THE REQUEST: For each line that holds "React", copy the line out.

DATA PROVIDED:
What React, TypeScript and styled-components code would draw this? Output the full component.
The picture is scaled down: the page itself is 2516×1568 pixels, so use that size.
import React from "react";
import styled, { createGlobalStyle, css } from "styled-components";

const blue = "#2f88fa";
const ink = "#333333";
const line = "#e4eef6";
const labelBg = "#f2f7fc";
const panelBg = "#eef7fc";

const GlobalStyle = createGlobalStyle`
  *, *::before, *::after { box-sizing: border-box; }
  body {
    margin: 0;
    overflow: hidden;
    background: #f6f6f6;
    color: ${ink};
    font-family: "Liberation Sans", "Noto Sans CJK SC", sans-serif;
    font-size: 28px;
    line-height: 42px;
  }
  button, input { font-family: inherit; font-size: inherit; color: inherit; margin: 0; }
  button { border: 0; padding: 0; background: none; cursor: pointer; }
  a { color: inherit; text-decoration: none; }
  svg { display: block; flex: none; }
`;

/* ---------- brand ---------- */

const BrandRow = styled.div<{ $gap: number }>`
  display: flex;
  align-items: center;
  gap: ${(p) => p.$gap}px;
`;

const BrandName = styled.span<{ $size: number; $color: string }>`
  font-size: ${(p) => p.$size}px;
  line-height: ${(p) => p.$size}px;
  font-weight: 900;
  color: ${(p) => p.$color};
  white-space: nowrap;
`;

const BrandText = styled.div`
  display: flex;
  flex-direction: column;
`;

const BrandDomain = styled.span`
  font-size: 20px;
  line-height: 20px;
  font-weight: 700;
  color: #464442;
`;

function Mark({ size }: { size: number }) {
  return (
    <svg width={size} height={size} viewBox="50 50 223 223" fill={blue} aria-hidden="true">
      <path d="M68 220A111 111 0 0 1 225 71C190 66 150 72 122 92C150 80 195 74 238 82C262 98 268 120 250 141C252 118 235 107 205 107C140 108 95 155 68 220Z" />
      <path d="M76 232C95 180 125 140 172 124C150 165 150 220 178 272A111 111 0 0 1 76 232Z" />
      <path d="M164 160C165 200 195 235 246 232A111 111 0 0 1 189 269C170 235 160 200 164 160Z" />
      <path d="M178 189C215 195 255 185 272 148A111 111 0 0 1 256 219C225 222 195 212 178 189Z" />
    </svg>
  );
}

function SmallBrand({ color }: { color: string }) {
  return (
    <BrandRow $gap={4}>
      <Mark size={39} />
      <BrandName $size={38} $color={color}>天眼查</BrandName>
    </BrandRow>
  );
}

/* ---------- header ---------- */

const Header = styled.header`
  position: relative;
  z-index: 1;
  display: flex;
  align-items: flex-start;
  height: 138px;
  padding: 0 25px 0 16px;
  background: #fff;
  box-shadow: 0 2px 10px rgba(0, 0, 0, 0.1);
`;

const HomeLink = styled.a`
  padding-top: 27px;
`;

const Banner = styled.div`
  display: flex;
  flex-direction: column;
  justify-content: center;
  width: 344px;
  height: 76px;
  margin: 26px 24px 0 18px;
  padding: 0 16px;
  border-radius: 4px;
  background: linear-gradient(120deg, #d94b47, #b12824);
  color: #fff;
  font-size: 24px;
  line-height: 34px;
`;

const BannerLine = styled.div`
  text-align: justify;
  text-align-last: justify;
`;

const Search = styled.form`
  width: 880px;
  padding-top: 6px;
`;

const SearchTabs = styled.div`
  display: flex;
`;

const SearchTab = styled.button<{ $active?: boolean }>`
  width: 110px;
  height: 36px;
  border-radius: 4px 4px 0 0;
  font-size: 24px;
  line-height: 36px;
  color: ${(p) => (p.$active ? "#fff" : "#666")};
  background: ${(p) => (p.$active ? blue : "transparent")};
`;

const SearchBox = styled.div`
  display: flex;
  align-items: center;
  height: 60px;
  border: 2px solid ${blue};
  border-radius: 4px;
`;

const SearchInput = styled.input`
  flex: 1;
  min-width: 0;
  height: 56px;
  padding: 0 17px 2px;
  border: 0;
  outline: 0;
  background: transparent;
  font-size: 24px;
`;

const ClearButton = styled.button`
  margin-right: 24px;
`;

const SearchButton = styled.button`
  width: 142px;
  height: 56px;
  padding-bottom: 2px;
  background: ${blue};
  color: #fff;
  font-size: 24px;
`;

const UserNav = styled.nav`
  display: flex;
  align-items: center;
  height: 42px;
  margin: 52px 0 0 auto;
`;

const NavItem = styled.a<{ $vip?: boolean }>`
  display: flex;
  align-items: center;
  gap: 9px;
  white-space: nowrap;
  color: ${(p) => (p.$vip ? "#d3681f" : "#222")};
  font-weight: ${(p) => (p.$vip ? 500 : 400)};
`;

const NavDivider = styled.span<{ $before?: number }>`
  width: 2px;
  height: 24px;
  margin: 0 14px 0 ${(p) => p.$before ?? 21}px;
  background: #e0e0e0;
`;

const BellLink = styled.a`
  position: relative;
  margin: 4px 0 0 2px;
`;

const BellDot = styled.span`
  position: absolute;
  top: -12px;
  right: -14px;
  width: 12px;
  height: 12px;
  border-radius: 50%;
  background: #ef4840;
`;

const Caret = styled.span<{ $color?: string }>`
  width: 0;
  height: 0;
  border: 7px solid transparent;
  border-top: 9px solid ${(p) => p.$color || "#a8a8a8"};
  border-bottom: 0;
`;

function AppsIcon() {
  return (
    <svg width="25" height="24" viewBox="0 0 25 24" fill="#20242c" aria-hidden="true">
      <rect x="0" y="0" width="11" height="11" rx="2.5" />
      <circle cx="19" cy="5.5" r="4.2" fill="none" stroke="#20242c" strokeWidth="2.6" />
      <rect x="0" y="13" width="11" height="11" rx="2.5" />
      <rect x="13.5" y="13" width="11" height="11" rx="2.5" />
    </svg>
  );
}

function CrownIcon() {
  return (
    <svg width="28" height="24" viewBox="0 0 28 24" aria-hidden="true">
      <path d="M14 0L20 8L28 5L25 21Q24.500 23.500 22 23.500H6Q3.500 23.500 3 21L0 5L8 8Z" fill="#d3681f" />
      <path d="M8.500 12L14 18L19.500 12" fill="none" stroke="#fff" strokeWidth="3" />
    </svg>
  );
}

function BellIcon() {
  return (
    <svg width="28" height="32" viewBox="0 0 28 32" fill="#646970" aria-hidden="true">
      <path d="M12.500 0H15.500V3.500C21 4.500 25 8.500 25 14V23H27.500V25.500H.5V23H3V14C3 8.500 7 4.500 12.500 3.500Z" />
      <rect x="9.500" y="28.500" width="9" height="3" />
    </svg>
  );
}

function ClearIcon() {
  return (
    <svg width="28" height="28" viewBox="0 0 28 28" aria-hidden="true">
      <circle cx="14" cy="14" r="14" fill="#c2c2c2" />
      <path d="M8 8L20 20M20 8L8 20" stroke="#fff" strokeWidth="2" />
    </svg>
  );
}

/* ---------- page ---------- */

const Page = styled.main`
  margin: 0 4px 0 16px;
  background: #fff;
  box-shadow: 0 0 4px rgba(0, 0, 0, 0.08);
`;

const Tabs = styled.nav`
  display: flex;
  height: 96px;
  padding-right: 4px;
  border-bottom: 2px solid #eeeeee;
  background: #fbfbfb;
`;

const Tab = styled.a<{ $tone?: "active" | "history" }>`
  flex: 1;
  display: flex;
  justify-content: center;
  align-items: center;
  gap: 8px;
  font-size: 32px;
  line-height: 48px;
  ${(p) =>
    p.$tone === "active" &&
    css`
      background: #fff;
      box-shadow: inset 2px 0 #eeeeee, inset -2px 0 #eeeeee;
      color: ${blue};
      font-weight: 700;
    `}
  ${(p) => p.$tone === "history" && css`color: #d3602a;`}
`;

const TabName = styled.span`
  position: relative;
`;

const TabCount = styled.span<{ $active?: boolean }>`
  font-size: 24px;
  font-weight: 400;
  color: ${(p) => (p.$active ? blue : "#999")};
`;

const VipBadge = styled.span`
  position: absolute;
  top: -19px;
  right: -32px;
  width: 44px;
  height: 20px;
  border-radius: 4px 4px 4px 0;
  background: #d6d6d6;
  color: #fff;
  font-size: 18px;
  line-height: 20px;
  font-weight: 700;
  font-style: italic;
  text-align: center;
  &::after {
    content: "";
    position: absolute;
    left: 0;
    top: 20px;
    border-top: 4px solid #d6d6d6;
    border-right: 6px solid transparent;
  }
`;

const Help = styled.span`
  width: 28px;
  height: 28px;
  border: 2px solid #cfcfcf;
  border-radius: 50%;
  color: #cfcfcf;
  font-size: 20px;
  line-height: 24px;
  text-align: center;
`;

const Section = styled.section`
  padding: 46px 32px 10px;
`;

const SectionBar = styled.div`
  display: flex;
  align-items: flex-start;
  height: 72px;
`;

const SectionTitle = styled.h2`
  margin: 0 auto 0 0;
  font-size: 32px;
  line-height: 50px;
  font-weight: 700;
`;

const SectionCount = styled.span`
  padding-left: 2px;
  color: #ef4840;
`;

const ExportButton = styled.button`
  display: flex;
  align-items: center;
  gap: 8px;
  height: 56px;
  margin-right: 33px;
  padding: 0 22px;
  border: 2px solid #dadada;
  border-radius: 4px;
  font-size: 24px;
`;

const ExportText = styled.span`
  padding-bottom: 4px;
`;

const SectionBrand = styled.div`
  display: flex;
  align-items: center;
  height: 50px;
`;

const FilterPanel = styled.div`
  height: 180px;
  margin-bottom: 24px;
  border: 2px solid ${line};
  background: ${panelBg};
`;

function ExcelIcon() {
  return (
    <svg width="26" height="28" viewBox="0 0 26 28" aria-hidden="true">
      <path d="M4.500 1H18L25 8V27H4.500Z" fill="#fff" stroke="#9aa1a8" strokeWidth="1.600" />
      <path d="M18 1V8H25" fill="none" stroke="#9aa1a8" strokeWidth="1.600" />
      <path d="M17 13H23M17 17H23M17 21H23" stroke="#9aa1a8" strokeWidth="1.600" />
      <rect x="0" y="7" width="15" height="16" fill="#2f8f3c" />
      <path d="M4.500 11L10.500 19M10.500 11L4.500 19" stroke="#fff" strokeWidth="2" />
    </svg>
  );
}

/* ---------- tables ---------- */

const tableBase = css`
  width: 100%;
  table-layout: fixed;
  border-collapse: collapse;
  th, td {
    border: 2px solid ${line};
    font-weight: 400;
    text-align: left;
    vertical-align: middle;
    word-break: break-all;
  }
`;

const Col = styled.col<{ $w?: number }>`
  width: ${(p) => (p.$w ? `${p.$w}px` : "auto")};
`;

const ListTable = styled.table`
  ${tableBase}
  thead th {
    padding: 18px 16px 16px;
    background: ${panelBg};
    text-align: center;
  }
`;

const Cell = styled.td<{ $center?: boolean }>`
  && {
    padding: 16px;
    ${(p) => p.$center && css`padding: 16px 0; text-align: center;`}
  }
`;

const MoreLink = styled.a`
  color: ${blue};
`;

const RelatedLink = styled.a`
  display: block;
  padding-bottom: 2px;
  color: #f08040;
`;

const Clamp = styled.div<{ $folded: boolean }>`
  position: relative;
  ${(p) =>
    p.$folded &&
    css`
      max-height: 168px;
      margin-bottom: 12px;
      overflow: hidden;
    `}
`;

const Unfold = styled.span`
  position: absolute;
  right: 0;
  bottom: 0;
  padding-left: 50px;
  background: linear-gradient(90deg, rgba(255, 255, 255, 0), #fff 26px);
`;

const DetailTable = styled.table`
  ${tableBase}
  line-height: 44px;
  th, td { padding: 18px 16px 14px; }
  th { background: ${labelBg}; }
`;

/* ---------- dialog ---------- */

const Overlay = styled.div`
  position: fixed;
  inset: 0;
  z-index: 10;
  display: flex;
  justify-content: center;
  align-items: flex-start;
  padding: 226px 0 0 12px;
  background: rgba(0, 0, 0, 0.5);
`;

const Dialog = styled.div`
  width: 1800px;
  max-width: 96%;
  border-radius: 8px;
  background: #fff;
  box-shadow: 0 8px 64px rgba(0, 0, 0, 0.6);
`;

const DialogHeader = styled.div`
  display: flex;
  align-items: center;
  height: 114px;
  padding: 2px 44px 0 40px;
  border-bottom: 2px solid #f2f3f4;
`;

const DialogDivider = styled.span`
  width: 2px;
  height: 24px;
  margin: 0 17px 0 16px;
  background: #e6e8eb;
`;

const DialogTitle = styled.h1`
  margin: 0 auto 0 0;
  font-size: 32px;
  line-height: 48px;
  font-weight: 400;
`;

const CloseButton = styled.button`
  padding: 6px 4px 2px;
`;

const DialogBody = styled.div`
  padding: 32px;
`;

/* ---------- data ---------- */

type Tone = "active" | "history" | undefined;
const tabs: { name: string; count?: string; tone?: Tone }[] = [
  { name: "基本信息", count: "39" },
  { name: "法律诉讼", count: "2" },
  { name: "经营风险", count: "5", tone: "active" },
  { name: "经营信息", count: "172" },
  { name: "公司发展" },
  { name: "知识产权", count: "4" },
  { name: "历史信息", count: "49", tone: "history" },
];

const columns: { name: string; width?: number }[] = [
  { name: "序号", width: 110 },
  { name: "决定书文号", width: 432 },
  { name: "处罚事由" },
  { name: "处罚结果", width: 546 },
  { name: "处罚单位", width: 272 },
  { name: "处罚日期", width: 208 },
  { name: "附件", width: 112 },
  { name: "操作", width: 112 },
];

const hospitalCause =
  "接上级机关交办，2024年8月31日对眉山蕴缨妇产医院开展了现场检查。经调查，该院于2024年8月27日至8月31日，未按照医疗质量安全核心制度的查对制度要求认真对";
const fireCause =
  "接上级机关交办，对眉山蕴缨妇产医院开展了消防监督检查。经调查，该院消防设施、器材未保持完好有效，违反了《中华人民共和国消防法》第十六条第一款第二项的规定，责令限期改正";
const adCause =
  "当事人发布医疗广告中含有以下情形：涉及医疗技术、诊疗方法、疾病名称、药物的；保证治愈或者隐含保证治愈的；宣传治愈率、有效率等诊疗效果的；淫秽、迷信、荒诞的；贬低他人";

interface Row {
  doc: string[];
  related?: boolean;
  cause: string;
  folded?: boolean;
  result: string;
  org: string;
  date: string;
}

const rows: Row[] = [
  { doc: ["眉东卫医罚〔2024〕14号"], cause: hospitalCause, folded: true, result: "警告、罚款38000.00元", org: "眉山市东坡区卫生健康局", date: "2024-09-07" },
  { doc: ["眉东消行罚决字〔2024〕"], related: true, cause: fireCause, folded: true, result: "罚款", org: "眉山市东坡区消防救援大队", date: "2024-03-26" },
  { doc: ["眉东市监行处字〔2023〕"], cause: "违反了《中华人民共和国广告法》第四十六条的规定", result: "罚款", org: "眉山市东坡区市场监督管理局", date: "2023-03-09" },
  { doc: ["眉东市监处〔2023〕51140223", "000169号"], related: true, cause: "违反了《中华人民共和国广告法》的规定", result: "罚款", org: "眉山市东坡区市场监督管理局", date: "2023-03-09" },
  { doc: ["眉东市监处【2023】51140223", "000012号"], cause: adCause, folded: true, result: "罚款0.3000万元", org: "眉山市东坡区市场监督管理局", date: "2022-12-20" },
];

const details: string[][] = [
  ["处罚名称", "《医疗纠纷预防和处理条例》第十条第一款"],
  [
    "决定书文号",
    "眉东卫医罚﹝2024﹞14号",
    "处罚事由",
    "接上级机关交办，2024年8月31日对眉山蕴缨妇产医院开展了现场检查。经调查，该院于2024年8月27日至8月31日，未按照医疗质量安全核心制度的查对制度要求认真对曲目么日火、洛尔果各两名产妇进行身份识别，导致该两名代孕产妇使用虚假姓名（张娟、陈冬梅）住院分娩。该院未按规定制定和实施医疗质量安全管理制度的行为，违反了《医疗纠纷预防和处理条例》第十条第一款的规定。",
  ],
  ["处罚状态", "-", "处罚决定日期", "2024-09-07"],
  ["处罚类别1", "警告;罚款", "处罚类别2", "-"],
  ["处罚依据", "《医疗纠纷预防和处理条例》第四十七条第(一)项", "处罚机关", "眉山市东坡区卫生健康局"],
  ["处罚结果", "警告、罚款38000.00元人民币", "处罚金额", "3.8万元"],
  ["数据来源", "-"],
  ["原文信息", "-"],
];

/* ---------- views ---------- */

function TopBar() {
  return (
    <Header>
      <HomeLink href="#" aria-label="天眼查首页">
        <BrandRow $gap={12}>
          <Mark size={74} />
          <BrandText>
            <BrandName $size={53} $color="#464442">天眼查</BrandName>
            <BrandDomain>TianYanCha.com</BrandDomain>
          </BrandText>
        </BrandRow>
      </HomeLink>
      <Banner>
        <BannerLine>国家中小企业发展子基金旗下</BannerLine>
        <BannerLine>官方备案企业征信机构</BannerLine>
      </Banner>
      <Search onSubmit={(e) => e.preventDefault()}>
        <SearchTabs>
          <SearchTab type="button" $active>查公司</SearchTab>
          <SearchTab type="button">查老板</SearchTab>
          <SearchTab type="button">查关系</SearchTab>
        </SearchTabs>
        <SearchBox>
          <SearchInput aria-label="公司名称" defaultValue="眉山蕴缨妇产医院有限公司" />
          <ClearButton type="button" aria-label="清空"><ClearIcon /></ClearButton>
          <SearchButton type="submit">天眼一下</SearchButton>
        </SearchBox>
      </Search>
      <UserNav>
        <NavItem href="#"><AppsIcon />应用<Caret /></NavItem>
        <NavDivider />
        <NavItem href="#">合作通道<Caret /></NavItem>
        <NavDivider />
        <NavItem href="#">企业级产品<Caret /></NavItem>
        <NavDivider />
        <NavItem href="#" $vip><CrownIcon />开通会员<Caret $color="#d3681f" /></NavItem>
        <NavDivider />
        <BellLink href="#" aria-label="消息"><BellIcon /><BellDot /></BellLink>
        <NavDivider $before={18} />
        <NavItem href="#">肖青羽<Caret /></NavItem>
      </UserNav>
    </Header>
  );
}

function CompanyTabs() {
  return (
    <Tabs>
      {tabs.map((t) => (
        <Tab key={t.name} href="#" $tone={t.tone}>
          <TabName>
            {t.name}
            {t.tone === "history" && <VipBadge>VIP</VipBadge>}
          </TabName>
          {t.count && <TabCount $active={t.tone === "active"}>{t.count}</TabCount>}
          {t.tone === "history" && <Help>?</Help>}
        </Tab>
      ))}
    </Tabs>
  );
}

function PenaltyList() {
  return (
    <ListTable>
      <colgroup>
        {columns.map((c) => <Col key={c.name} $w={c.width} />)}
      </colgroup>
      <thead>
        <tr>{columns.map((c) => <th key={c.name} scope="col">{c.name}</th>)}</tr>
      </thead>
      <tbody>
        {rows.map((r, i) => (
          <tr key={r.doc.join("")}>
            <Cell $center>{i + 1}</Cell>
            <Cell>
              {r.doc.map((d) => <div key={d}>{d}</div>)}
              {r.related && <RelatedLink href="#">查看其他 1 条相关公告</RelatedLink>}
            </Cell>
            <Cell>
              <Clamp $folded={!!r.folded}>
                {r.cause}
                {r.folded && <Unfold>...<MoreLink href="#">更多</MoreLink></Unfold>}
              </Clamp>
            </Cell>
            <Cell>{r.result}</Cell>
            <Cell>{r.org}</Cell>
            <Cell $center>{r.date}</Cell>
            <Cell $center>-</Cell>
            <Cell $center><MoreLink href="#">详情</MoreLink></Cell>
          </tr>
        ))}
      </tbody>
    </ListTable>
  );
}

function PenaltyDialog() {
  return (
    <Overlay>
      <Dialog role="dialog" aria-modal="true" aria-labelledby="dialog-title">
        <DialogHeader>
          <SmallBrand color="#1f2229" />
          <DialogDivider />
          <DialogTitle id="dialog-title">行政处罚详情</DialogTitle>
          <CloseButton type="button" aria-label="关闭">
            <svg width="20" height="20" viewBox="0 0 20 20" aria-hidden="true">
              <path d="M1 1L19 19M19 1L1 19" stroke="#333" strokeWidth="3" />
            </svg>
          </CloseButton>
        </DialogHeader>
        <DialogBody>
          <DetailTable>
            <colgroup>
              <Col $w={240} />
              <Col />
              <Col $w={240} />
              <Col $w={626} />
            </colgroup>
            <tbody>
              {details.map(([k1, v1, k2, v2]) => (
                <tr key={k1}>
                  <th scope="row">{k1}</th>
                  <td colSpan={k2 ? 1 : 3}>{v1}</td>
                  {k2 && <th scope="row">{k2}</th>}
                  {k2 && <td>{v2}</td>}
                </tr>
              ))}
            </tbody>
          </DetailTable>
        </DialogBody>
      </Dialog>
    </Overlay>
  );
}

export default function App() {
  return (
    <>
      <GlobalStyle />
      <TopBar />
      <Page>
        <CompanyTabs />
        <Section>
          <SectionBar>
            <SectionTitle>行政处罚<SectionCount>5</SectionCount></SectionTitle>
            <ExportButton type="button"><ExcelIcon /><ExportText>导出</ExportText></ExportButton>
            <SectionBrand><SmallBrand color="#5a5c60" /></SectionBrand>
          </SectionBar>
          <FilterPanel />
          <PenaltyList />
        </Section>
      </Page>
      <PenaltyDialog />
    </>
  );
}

ANSWER FOR THE TASK:
What React, TypeScript and styled-components code would draw this? Output the full component.
import React from "react";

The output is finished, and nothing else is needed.